## What is asked
Retype exactly the lines from the first one through the line with "string; priority: string;", including both ends; skip any pictures.

## Material
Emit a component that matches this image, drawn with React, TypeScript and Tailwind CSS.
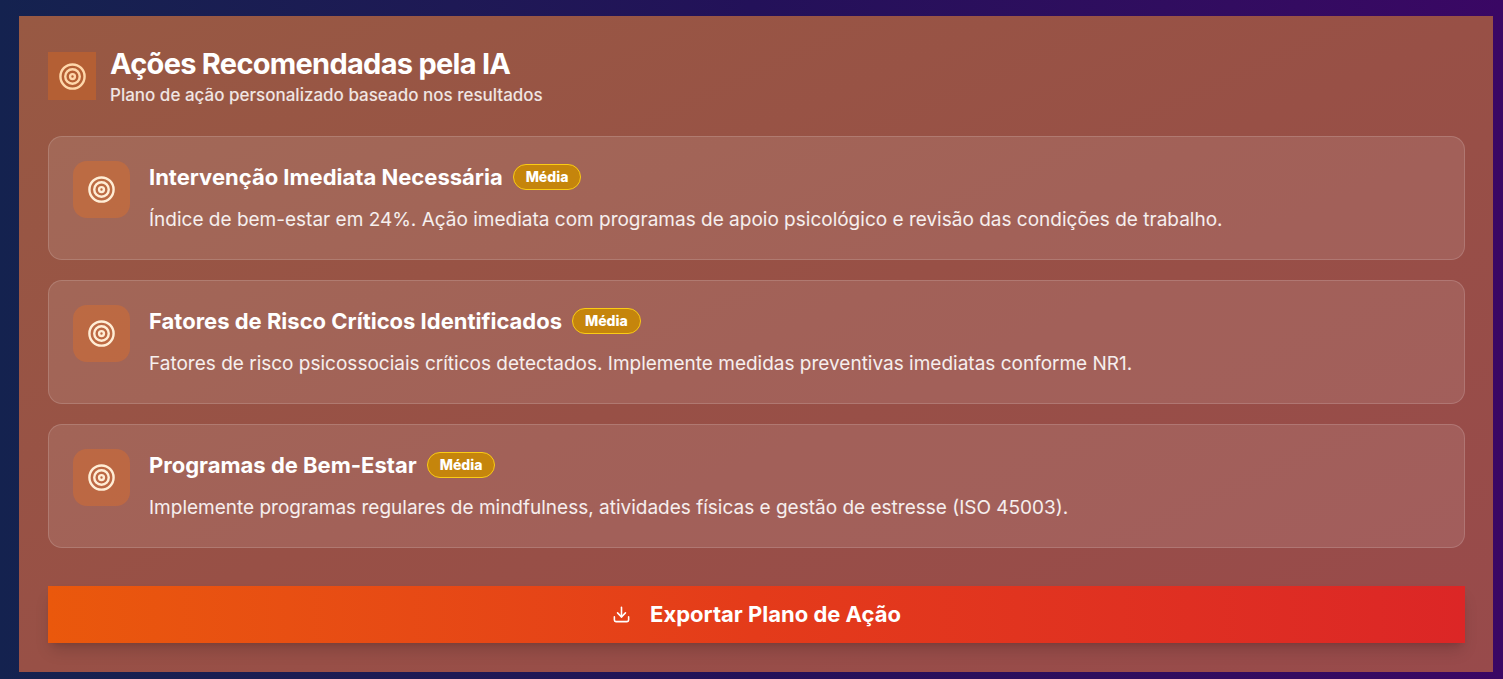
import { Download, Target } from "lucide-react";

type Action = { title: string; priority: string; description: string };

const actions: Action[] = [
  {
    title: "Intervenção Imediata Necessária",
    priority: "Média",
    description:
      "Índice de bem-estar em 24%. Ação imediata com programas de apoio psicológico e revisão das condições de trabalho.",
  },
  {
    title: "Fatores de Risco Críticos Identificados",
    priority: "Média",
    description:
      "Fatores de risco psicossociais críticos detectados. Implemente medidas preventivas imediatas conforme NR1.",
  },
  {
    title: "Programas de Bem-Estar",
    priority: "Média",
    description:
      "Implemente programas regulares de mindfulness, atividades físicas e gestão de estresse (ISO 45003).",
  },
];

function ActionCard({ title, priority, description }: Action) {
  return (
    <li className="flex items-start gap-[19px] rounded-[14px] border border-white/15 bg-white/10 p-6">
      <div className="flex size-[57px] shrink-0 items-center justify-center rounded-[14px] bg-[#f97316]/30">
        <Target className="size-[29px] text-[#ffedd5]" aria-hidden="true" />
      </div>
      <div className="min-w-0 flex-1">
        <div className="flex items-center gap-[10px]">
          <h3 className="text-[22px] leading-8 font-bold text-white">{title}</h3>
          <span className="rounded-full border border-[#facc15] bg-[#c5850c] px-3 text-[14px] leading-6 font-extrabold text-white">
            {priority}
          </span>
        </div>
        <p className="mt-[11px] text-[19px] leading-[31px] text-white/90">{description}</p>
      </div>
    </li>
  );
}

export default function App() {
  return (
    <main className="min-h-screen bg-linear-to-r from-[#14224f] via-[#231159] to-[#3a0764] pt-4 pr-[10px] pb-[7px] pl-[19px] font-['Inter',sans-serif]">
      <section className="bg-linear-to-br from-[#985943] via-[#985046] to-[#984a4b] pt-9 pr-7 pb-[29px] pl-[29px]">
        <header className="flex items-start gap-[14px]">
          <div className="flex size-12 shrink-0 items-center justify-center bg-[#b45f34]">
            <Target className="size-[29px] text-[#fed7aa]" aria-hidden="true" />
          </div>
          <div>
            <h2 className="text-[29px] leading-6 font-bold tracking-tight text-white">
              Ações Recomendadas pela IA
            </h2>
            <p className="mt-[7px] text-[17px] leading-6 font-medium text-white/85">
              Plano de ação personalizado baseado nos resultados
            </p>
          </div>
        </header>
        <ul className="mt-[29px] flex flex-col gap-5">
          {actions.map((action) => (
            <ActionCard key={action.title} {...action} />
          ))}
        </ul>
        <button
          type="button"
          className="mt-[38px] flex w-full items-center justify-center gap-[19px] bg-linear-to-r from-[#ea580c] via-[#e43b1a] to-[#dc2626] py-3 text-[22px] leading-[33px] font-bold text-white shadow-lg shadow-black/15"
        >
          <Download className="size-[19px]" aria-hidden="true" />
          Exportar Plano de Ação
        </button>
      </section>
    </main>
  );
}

## Finished task
Emit a component that matches this image, drawn with React, TypeScript and Tailwind CSS.
import { Download, Target } from "lucide-react";

type Action = { title: string; priority: string; description: string };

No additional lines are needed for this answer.